Complex engine modifications reduced performance, contributing to the muscle car’s demise. Small-blocks re-emerged. 1972 Chevrolet Chevelles sported the SS emblem all the way to 1977, but had far less horsepower, averaging between 365 hp-145 hp.

Discontinued in 1978, the Chevelle left a bright, burning flame that continues to this day.


Will Chevrolet Make a New Chevelle?

An initial design based on the SS appeared in 2003, suggesting a comeback to rival the Camaro. In 2013, Chevrolet filed for a Chevelle trademark name.

Although secretive, Chevrolet has admitted they are developing a concept version, to be revealed in 2021

Given its popularity, a new Chevelle car could be highly lucrative for the company.

Appearances in popular culture

When Russian criminals break into John Wick’s home, kill the puppy his late wife left him and steal his classic 1969 Ford Mustang Mach 1, specialised former assassin Wick embarks on a vendetta. Needing a new ride, he borrows a forest green 1970 Chevrolet Chevelle SS 396 in the 2014 film and uses it in the sequel. The elegant yet powerful Chevelle is a worthy choice.

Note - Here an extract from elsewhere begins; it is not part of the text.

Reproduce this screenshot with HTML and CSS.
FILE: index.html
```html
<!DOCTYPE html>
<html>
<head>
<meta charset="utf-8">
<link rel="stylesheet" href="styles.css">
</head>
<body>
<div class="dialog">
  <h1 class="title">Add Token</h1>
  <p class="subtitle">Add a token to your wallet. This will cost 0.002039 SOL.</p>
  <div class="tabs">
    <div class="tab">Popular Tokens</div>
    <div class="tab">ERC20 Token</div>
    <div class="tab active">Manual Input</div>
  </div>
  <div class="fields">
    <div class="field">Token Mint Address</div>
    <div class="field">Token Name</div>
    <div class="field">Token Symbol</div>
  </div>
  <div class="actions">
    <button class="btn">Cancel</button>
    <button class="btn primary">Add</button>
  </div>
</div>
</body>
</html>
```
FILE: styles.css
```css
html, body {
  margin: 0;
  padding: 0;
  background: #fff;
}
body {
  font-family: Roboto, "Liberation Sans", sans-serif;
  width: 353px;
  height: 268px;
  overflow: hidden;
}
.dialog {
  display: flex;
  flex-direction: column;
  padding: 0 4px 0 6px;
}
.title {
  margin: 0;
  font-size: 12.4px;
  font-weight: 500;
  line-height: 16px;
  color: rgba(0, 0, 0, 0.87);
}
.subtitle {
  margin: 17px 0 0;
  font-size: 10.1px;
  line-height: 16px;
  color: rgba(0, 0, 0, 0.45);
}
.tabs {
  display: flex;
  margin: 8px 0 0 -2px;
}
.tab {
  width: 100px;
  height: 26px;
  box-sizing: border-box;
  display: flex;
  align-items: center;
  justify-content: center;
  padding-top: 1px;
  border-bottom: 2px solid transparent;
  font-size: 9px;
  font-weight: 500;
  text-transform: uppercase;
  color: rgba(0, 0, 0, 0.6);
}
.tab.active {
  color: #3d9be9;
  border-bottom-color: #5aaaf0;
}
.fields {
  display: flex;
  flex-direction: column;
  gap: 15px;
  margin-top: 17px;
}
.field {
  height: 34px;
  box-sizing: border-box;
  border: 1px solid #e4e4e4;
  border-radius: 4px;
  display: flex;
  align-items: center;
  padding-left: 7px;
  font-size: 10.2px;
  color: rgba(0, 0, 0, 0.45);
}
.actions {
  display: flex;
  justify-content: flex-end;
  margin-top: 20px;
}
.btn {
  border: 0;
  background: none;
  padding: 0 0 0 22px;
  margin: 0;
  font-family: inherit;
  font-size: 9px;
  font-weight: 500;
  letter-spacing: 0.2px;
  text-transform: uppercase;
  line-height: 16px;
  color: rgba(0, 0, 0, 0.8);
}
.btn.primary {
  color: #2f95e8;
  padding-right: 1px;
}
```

After the 2001 Fast and Furious film credits finish, Dominic Toretto drives his red 1970 Chevelle SS 396 across Baja, Mexico. His narration recalls the drag-strip: “I live my life a ¼ mile at a time. For those ten seconds or less, I’m free.”

In the 2009 instalment, Toretto’s classic SS muscle car is painted grey and modified, exhibiting speed and power when winning a street race in Mexico against newer cars.



The Chevelle’s evolution to muscle car greatness was gradual. The ’68-70 models were the best chevy muscle cars in terms of performance and design. They had better power-to-weight ratios, great styling and reliability at an affordable price, outselling their competitors.

The SS 454 LS6 remains one of the undisputed ultimate muscle cars; no production engine ever had a higher horse-power rating.

There are still many 1969 to 1970 Chevelles for sale. While all are collectable, the SS 396, 454 and legendary LS6 remain the most valuable. 

Thanks to its cultural legacy, the Chevelle SS remains popular and we anticipate its return.